Il governo è al lavoro per far quadrare i conti della prossima manovra finanziaria. Difficile allargare le maglie delle uscite anticipate. Attesi interventi per rafforzare la previdenza complementare.
La coperta, si sa, è corta e per questo nella prossima legge di Bilancio per il 2025 non c’è da aspettarsi stravolgimenti in tema di previdenza anche se il dibattito, come sempre in questo periodo dell’anno, è molto acceso. Tuttavia, per quella complementare ci sono diverse importanti novità all’orizzonte.
Come accennato, i conti non lasciamo molto spazio agli interventi sulle uscite anticipate, costate svariati miliardi negli anni scorsi, e anzi si pensa alla possibilità di ampliare l’orizzonte lavorativo dei dipendenti pubblici, permettendo loro di lavorare anche oltre i 67 anni fissati oggi come soglia massima; mentre per chi voglia lasciare il lavoro prima della pensione di vecchiaia potrebbe essere prorogata Quota 103, con passaggio al sistema interamente contributivo per quanti la sceglieranno, come già nel 2024. Sempre per ragioni di spesa sono invece in vista nuovi tagli alle pensioni considerate più alte, sopra i 2.300 euro lordi circa (quattro volte l’assegno minimo) ma forse tornando alla formula precedente, che prevedeva una rivalutazione piena fino a quella soglia, per scendere al 90% per quelle tra quattro e cinque volte il minimo e al 75% oltre le sei volte .
Il capitolo più corposo della prossima manovra finanziaria sul tema previdenza si annuncia comunque essere quello relativo al secondo pilastro, ovvero la partecipazione ai fondi pensione. Al momento presso i ministeri competenti si ragiona su tre ipotesi principali: una nuova stagione di silenzio/assenso, la possibilità di cumulare gli assegni della previdenza pubblica e di quella complementare per arrivare a raggiungere la cifra delle tre volte l’assegno sociale necessaria ad andare in pensione con il metodo contributivo già a 64 anni (e almeno 20 anni di contributi) e l’eventualità di prevedere per tutti i neoassunti il conferimento obbligatorio di una parte del TFR (il 20% o il 25%) appunto ai fondi pensione.

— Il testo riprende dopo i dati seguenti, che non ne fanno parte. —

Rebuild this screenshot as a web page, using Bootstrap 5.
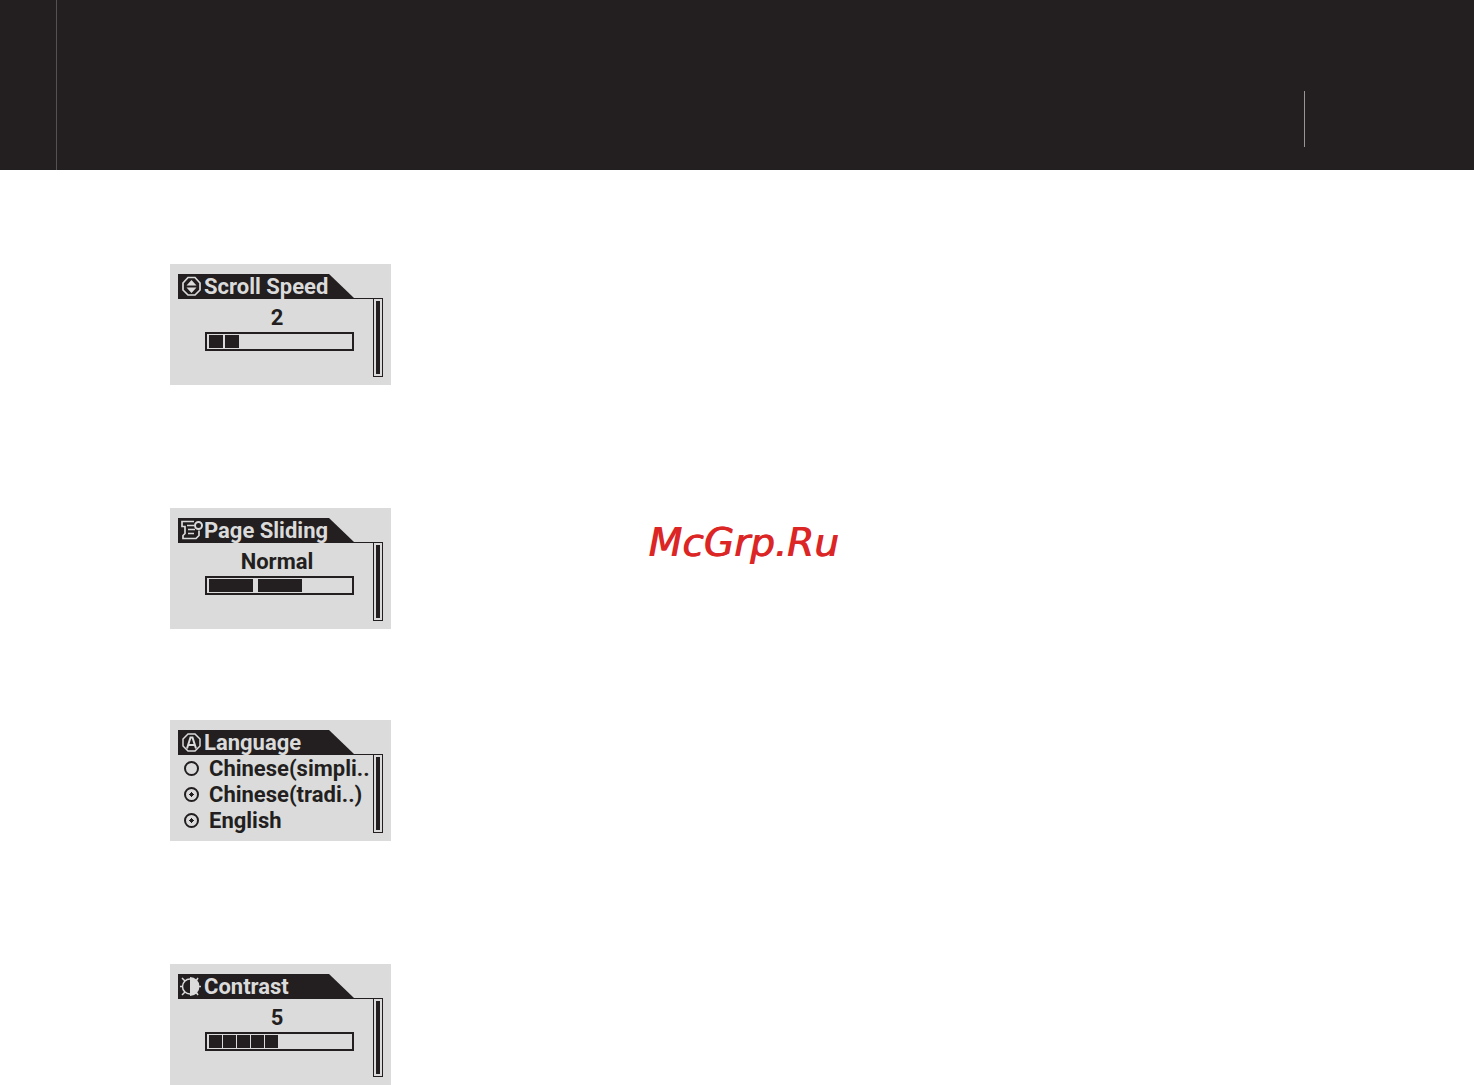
<!DOCTYPE html>
<html lang="en">
<head>
<meta charset="utf-8">
<meta name="viewport" content="width=device-width, initial-scale=1">
<title>Display settings</title>
<link href="https://cdn.jsdelivr.net/npm/bootstrap@5.3.0/dist/css/bootstrap.min.css" rel="stylesheet">
<style>
:root { --ink: #231f20; --lcd: #dbdbdb; }
body { background: #fff; color: var(--ink); font-family: Roboto, "Liberation Sans", sans-serif; }
.masthead { height: 170px; background: var(--ink); }
.masthead-edge { width: 57px; border-right: 1px solid #555152; }
.masthead-rule { width: 1px; height: 56px; margin: 0 169px 23px 0; background: #989596; }
.screens { padding: 94px 0 0 170px; }
.screen-pair { gap: 123px; }
.pair-stack { gap: 91px; }
.lcd { width: 221px; height: 121px; padding: 10px 8px 8px; background: var(--lcd); font-size: 22px; font-weight: 700; line-height: 26px; }
.lcd-title { height: 25px; border-bottom: 1px solid var(--ink); font-size: 22px; font-weight: 700; line-height: 26px; color: var(--lcd); isolation: isolate; }
.lcd-title::before { content: ""; position: absolute; z-index: -1; inset: 0 auto 0 0; width: 176px; background: var(--ink); clip-path: polygon(0 0, 151px 0, 100% 100%, 0 100%); }
.lcd-icon { width: 24px; height: 24px; margin: 0 1px; fill: none; stroke: var(--lcd); stroke-width: 2; }
.lcd-scroll { width: 10px; height: 79px; margin-top: -1px; padding: 2px; border: 1px solid var(--ink); }
.lcd-scroll::before { content: ""; display: block; height: 100%; background: var(--ink); }
.lcd-value { height: 33px; padding: 6px 0 0 3px; }
.meter { width: 149px; height: 19px; margin-left: 27px; padding: 1px 2px; border: 2px solid var(--ink); }
.meter span { background: var(--ink); }
.meter-two { gap: 2px; }
.meter-long { gap: 5px; }
.meter-fine { gap: 1px; }
.meter-two span { width: 14px; }
.meter-long span { width: 44px; }
.meter-fine span { width: 13px; }
.choices { padding-top: 1px; }
.choice { height: 26px; padding-left: 6px; gap: 10px; white-space: nowrap; }
.choice input { appearance: none; width: 15px; height: 15px; margin: 0 0 2px; border: 2px solid var(--ink); border-radius: 50%; flex: none; }
.choice .dotted { background: linear-gradient(var(--ink), var(--ink)) center / 5px 1px no-repeat, linear-gradient(var(--ink), var(--ink)) center / 1px 5px no-repeat, linear-gradient(var(--ink), var(--ink)) center / 3px 3px no-repeat; }
.choice input:focus-visible { outline: 1px solid var(--ink); }
.watermark { padding-left: 13px; color: #dc2626; font: italic 400 39px/44px "DejaVu Sans", sans-serif; text-shadow: 1px 0 0 #dc2626; }
</style>
</head>
<body>
<div class="position-relative overflow-hidden">
<header class="masthead d-flex justify-content-between align-items-end">
  <div class="masthead-edge h-100"></div>
  <div class="masthead-rule"></div>
</header>
<main class="screens d-flex flex-column pair-stack">
  <div class="screen-pair d-flex flex-column">
    <section class="lcd">
      <h2 class="lcd-title position-relative d-flex m-0">
        <svg class="lcd-icon" viewBox="0 0 24 24" aria-hidden="true"><path d="M9 3.500h7l5 5.500v7l-5 5H9l-5-5V9z" stroke-width="1.700"/><path d="M12.500 6l5 5.500H7.500zM12.500 19L7.500 13.500h10z" fill="#dbdbdb" stroke="none"/></svg>
        <span>Scroll Speed</span>
      </h2>
      <div class="d-flex">
        <div class="flex-grow-1">
          <div class="lcd-value text-center">2</div>
          <div class="meter meter-two d-flex" role="meter" aria-label="Scroll Speed" aria-valuenow="2" aria-valuemin="0" aria-valuemax="9"><span></span><span></span></div>
        </div>
        <div class="lcd-scroll"></div>
      </div>
    </section>
    <section class="lcd">
      <h2 class="lcd-title position-relative d-flex m-0">
        <svg class="lcd-icon" viewBox="0 0 24 24" aria-hidden="true"><path d="M15 3.500H3v5h3v7l-2 2v3h13l3-3v-5M8 7.500h7M9 11.500h7M9 15.500h6" stroke-width="1.700"/><circle cx="19.500" cy="7.500" r="3.500"/></svg>
        <span>Page Sliding</span>
      </h2>
      <div class="d-flex">
        <div class="flex-grow-1">
          <div class="lcd-value text-center">Normal</div>
          <div class="meter meter-long d-flex" role="meter" aria-label="Page Sliding" aria-valuenow="2" aria-valuemin="0" aria-valuemax="3"><span></span><span></span></div>
        </div>
        <div class="lcd-scroll"></div>
      </div>
    </section>
  </div>
  <div class="screen-pair d-flex flex-column">
    <section class="lcd">
      <h2 class="lcd-title position-relative d-flex m-0">
        <svg class="lcd-icon" viewBox="0 0 24 24" aria-hidden="true"><path d="M9 4h7l5 5v7l-5 5H9l-5-5V9z" stroke-width="1.500"/><path d="M8 18.500l3.500-11h2l3.500 11M9.500 15h6"/></svg>
        <span>Language</span>
      </h2>
      <div class="d-flex">
        <div class="flex-grow-1 choices">
          <label class="choice d-flex align-items-center"><input type="radio" name="language"><span>Chinese(simpli..</span></label>
          <label class="choice d-flex align-items-center"><input class="dotted" type="radio" name="language"><span>Chinese(tradi..)</span></label>
          <label class="choice d-flex align-items-center"><input class="dotted" type="radio" name="language"><span>English</span></label>
        </div>
        <div class="lcd-scroll"></div>
      </div>
    </section>
    <section class="lcd">
      <h2 class="lcd-title position-relative d-flex m-0">
        <svg class="lcd-icon" viewBox="0 0 24 24" aria-hidden="true"><path d="M11 5a7.500 7.500 0 0 0 0 15" stroke-width="1.500"/><path d="M11 3a9.500 9.500 0 0 1 0 19z" fill="#dbdbdb" stroke="none"/><path d="M1 12.500h3M20 12.500h2M3 4l3 3M19 4l-2 3M3 21l3-3M19 21l-2-3" stroke-width="1.500"/></svg>
        <span>Contrast</span>
      </h2>
      <div class="d-flex">
        <div class="flex-grow-1">
          <div class="lcd-value text-center">5</div>
          <div class="meter meter-fine d-flex" role="meter" aria-label="Contrast" aria-valuenow="5" aria-valuemin="0" aria-valuemax="10"><span></span><span></span><span></span><span></span><span></span></div>
        </div>
        <div class="lcd-scroll"></div>
      </div>
    </section>
  </div>
</main>
<div class="position-absolute top-0 start-0 w-100 h-100 d-flex align-items-center justify-content-center pe-none"><div class="watermark">McGrp.Ru</div></div>
</div>
<script src="https://cdn.jsdelivr.net/npm/bootstrap@5.3.0/dist/js/bootstrap.bundle.min.js"></script>
</body>
</html>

Silenzio/assenzo. Si tratta di una previsione inserita nel nostro ordinamento nel 2007, che prevede per tutti i nuovi assunti un tempo di sei mesi per esprimere la volontà di lasciare il Trattamento di fine rapporto in azienda, diversamente le somme vengono dirottate al fondo pensione negoziale di rifermento (nella linea di investimento garantita). Se si andasse davvero verso un nuovo semestre di Silenzio/assenso, si estenderebbe la previsione a tutti coloro i quali attualmente hanno ancora lasciato il loro Tfr presso il datore di lavoro: questi lavoratori avrebbero sei mesi di tempo per esplicitare la volontà di mantenere il Trattamento di fine rapporto presso il datore di lavoro e, qualora non si esprimessero, si attiverebbe il trasferimento automatico al fondo di categoria. Inoltre l’operazione dovrebbe essere accompagnata, secondo le anticipazioni circolate, da una campagna di sensibilizzazione per far comprendere l’importanza di avere a disposizione una pensione di scorta, soprattutto per chi rientra nel sistema completamente contributivo, ovvero coloro i quali hanno iniziato a lavorare dal 1996 in poi.
Somma pensione pubblica e complementare per accesso pensionamento anticipato. La misura riguarderebbe solo i lavoratori che rientrano completamente nel sistema contributivo, perché per loro è possibile richiedere la pensione anticipata al raggiungimento dei 64 anni di età (meno per le donne con figli) se si hanno a disposizione almeno 20 anni di contributi versati all’Inps ma solo nel caso in cui il primo assegno pensionistico sia pari almeno a 3 volte l’assegno sociale (oggi circa 530 euro). L’idea sarebbe quella di permettere ai lavoratori di utilizzare anche l’importo della pensione di scorta erogata dalla previdenza complementare per arrivare alla soglia richiesta, appunto almeno tre volte l’importo dell’assegno minimo Inps.
Obbligo di una quota di Tfr ai fondi pensione. Si tratterebbe sostanzialmente di un’adesione automatica alla previdenza complementare, probabilmente per i giovani entro i 35 anni di età, ma prevedendo che solo una quota (si è parlato del 20%/25%) venga investita in un fondo pensione. L’opzione non è stata approfondita e non è certo che sarà inserita in Legge di Bilancio.
Al momento siamo ancora nella fase delle ipotesi, dovremo aspettare ancora almeno qualche settimana per sapere se e quali misure sulla previdenza saranno effettivamente inserite nella Legge di Bilancio per il 2025.